OBJECTIVE »
Return the entries below in their exact form, leaving the pictures out.
——————
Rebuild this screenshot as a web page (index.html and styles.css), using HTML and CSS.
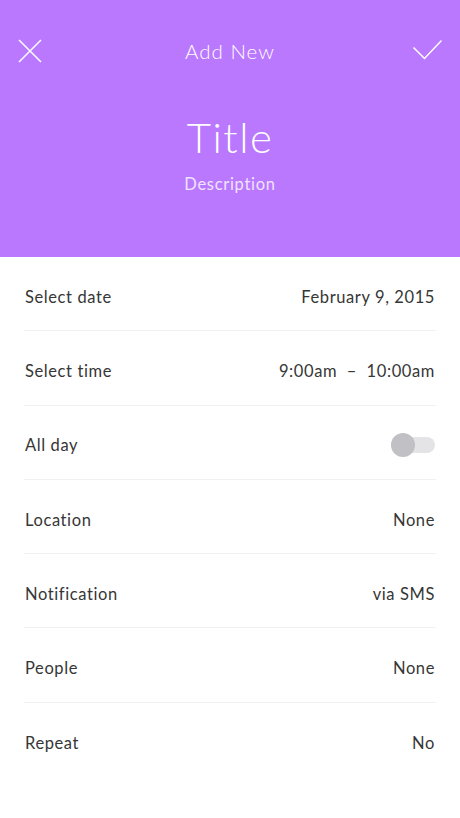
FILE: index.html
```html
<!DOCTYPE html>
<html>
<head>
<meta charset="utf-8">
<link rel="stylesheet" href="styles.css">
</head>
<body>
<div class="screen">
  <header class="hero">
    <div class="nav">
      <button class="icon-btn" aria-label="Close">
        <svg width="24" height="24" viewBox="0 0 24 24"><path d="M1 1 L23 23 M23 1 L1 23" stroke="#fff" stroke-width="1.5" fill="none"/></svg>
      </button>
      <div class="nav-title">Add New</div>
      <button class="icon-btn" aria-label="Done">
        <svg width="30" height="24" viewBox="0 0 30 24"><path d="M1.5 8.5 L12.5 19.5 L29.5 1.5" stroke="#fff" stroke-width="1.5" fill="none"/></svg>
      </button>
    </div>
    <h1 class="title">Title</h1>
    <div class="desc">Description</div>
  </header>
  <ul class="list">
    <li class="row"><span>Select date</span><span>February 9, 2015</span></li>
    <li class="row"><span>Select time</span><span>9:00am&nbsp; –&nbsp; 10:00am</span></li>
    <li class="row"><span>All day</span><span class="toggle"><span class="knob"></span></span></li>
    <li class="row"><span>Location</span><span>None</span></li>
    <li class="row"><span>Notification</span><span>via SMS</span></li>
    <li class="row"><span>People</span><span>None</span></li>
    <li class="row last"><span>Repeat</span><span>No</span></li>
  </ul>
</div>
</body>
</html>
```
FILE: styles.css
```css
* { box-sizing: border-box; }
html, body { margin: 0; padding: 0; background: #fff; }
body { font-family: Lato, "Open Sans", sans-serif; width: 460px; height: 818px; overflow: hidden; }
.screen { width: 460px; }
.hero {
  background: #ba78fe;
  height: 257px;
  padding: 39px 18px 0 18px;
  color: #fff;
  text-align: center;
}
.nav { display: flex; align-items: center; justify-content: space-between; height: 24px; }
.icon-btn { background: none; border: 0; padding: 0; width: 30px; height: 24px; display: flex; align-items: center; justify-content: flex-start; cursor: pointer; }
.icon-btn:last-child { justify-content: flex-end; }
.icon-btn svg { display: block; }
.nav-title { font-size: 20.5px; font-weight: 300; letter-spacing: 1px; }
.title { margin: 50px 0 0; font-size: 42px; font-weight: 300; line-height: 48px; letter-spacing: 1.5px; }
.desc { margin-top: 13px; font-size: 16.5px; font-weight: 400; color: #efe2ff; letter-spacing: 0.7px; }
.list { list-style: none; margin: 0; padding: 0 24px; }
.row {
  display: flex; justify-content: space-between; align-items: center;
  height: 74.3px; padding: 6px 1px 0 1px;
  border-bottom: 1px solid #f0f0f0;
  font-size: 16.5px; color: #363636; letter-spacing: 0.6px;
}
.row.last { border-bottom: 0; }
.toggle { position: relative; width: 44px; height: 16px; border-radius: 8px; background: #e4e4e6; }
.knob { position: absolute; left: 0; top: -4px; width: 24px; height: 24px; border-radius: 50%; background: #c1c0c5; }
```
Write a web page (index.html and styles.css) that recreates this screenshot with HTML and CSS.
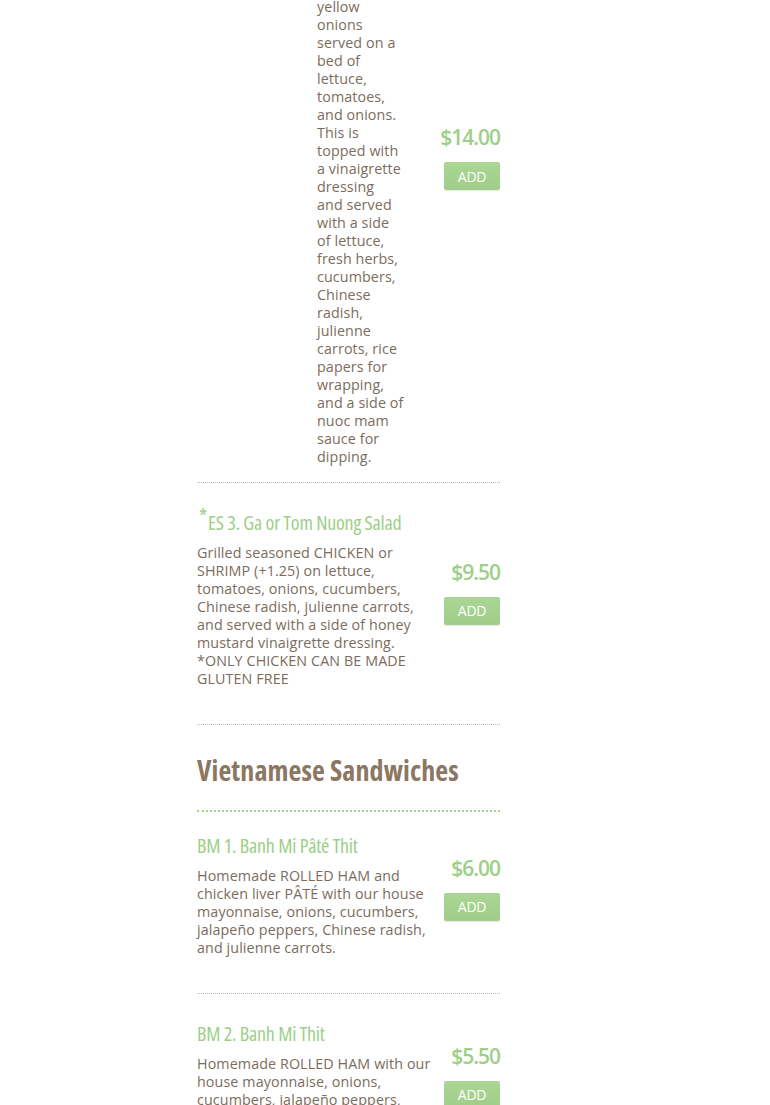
——————
ANSWER TO THIS EXERCISE »
Rebuild this screenshot as a web page (index.html and styles.css), using HTML and CSS.
FILE: index.html
```html
<!DOCTYPE html>
<html>
<head>
<meta charset="utf-8">
<link rel="stylesheet" href="styles.css">
</head>
<body>
<div class="screen">
  <header class="hero">
    <div class="nav">
      <button class="icon-btn" aria-label="Close">
        <svg width="24" height="24" viewBox="0 0 24 24"><path d="M1 1 L23 23 M23 1 L1 23" stroke="#fff" stroke-width="1.5" fill="none"/></svg>
      </button>
      <div class="nav-title">Add New</div>
      <button class="icon-btn" aria-label="Done">
        <svg width="30" height="24" viewBox="0 0 30 24"><path d="M1.5 8.5 L12.5 19.5 L29.5 1.5" stroke="#fff" stroke-width="1.5" fill="none"/></svg>
      </button>
    </div>
    <h1 class="title">Title</h1>
    <div class="desc">Description</div>
  </header>
  <ul class="list">
    <li class="row"><span>Select date</span><span>February 9, 2015</span></li>
    <li class="row"><span>Select time</span><span>9:00am&nbsp; –&nbsp; 10:00am</span></li>
    <li class="row"><span>All day</span><span class="toggle"><span class="knob"></span></span></li>
    <li class="row"><span>Location</span><span>None</span></li>
    <li class="row"><span>Notification</span><span>via SMS</span></li>
    <li class="row"><span>People</span><span>None</span></li>
    <li class="row last"><span>Repeat</span><span>No</span></li>
  </ul>
</div>
</body>
</html>
```
FILE: styles.css
```css
* { box-sizing: border-box; }
html, body { margin: 0; padding: 0; background: #fff; }
body { font-family: Lato, "Open Sans", sans-serif; width: 460px; height: 818px; overflow: hidden; }
.screen { width: 460px; }
.hero {
  background: #ba78fe;
  height: 257px;
  padding: 39px 18px 0 18px;
  color: #fff;
  text-align: center;
}
.nav { display: flex; align-items: center; justify-content: space-between; height: 24px; }
.icon-btn { background: none; border: 0; padding: 0; width: 30px; height: 24px; display: flex; align-items: center; justify-content: flex-start; cursor: pointer; }
.icon-btn:last-child { justify-content: flex-end; }
.icon-btn svg { display: block; }
.nav-title { font-size: 20.5px; font-weight: 300; letter-spacing: 1px; }
.title { margin: 50px 0 0; font-size: 42px; font-weight: 300; line-height: 48px; letter-spacing: 1.5px; }
.desc { margin-top: 13px; font-size: 16.5px; font-weight: 400; color: #efe2ff; letter-spacing: 0.7px; }
.list { list-style: none; margin: 0; padding: 0 24px; }
.row {
  display: flex; justify-content: space-between; align-items: center;
  height: 74.3px; padding: 6px 1px 0 1px;
  border-bottom: 1px solid #f0f0f0;
  font-size: 16.5px; color: #363636; letter-spacing: 0.6px;
}
.row.last { border-bottom: 0; }
.toggle { position: relative; width: 44px; height: 16px; border-radius: 8px; background: #e4e4e6; }
.knob { position: absolute; left: 0; top: -4px; width: 24px; height: 24px; border-radius: 50%; background: #c1c0c5; }
```
Write a web page (index.html and styles.css) that recreates this screenshot with HTML and CSS.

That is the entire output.